Cianciarulo concedes the chain -- which devotes a lot of time and energy to education, customer service and interaction -- carries a higher labor cost than most retailers would care to tolerate. However, he's come not only to accept this reality, but to embrace it.
"My first instinct was real high labor, too much. What I would have done is cut, which would have been the wrong thing to do," he said. "But, after understanding how this business is done -- the training and the knowledge of the people who work here -- it changed my whole outlook on that."
Instead, Cianciarulo adopted a more selective plan that did include some payroll reductions, but emphasized finding labor efficiencies within the existing labor structure.
"I was not a believer when I came on board here," he said. "But when I eat the poultry we sell here and then go back to Florida and have commercial poultry, I can taste the difference. I admit I didn't have the respect for this industry when I came on board -- and I'm amazed by the knowledge and the dedication of those who work here, and the way we go to market and sell merchandise."
A significant part of Earth Fare's success can be attributed to its own acknowledgement that -- as a natural-foods retailer -- the chain's credibility with highly educated, high-profile consumers is based on limitations as to what it can sell. According to Cianciarulo, this sharply defined image actually helps maintain and grow market share.
"It does grow slower," he told SN. "We don't experience that 'spiked-up' effect that a supermarket often does because they're giving something away.
"But, we have a longer-term customer. And that's where we succeed. We had a Publix open a couple of years ago across from us in Charleston [S.C.]. And it didn't really affect us," he added.
Earth Fare is capturing loyalty in today's competitive atmosphere using a net of education, information and quality goods. Cianciarulo admits this blueprint flies in the face of price and convenience -- traditional industry standards that are today reserved for the biggest retailers.
"Wal-Mart's what they are. They've always stayed focused on price and have never deviated from that," he said. "We're going to focus on something else."
Even the nation's largest natural foods retailers -- Whole Foods, Austin, Texas, and Wild Oats, Boulder, Colo. -- are starting to act more like traditional supermarkets by putting conventional items in their stores, he added.
Cianciarulo attributed the independent chain's growth to good timing, among other factors.
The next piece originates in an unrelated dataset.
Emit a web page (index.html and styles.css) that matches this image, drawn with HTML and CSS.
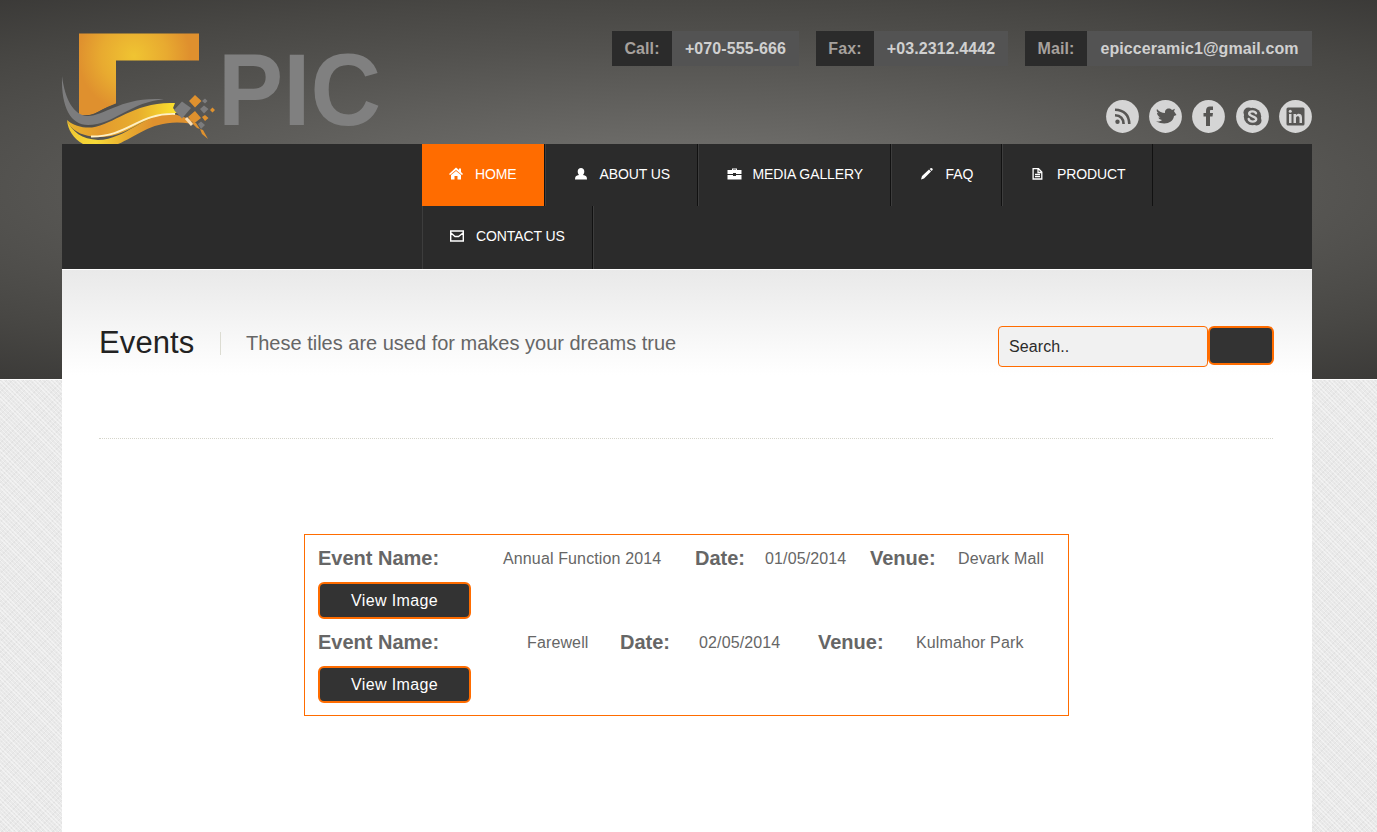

Consumers are soaking up tremendous amounts of information through new resources like the Internet, cable television and educational forums -- particularly in regards to nutrition and health.
"When you walk into our store, it stands for something," he said, noting customers appreciate being treated in a helpful, non-patronizing atmosphere that contains no "spin" or overt promotions.
"The natural/organic consumer will always find us," he said. "But the traditional supermarket customer we want to capture has preconceived ideas, so it's more difficult for them to come in unless they have a real health concern."
Indeed, Earth Fare stores operate under different customer motivators. Here, health-related issues propel traffic. Once inside, the uninitiated shopper may initially be confused: There are no BOGO offers; instead signage might promote the qualities of a particular tomato. In this sense, Earth Fare serves as a health and community center rather than just a food and price-impact destination.
The differentiation allows Earth Fare to leverage its image into profit. For example, during the holidays, the retailer sold about 1,000 all-natural turkeys at $2.19 a pound, per store, while conventional retailers gave frozen birds away as shopping incentives.
"It's a pleasure to sell something where people pay that kind of money and still come back and say thank you," Cianciarulo said.
Cianciarulo doesn't feel entirely safe from large-scale operators, however. Retailers like Kroger, Publix and others are increasingly incorporating organic, natural and whole-health-related products or even entire sections into their standard units. Produce in particular has been the gateway into the entire category of organic foods for mainstream retailers, Cianciarulo said.
At least 70% of the produce stockkeeping units in each Earth Fare store are organic, depending on availability and time of year. The rest of the average 5,000-square-foot section is devoted to locally grown product that may not necessarily be organic, but reinforces yet another bridge between the retailer and the community.
The department contributes about 12% to total-store sales, he noted.
"[Organic produce] has got to be a top-management commitment because produce managers actually hate it. I've been in stores doing a million dollars a week and look for their organic section, and it's the last table along the back wall and it's only the most popular items.
"Our whole customer base is into sharing information and our staff is very knowledgeable," he continued. "It's like going to Home Depot. There's a lot of products you wouldn't buy in there unless someone told you how to use them. We're the same way."
To ensure all employees possess the same relative level of issues-related knowledge, the retailer holds training workshops once a month that are "mandatory" in nature, since attendance is required to qualify for bonuses.
The chain has also developed a successful cafe program of organic hot and refrigerated foods, as well as an organic salad bar. Earth Fare prominently notes the department with a "Healthy Market & Cafe" marquee on smaller stores (though it's "Earth Fare, the Healthy Supermarket" on larger units).
"Food service is what we need to promote [as an industry], yet it's the one business [retailers] don't want to be in because it's harder to run," Cianciarulo said. "But in our business, it's so essential because it sells the inner store."
Cianciarulo recalled when Gooding's started offering fried chicken in the Orlando area. The program included proprietary marinades, a customized breading recipe and a special frying technique that became a hit with shoppers.
Earth Fare is doing the same with all-natural signature items not available anywhere else. More recently, the retailer began offering cafe items like orzo salad, lasagna and chicken salad in the refrigerated to-go section of the deli. In the process, Earth Fare stores not only became a destination, but the name itself became a brand.
"Early on, we were using Coleman Beef for our point of sale and now we have Earth Fare Beef, produced by Coleman," Cianciarulo cited as one example. "As small as we are, our brand is becoming very well known in the areas where we market ourselves."
Earth Fare's growth and its sunny outlook -- the retailer wants to open seven more stores within three years -- has caught the eye of traditional retailers. Top executives have toured various Earth Fare units, according to Cianciarulo. All are looking for new ways to tap into this growing consumer wave that connects health and nutrition with purchasing decisions and shopping patterns.
"I think they're puzzled about what we are," he said. "I suspect that they're thinking of turning their smaller stores into this format and building a big combo next to it."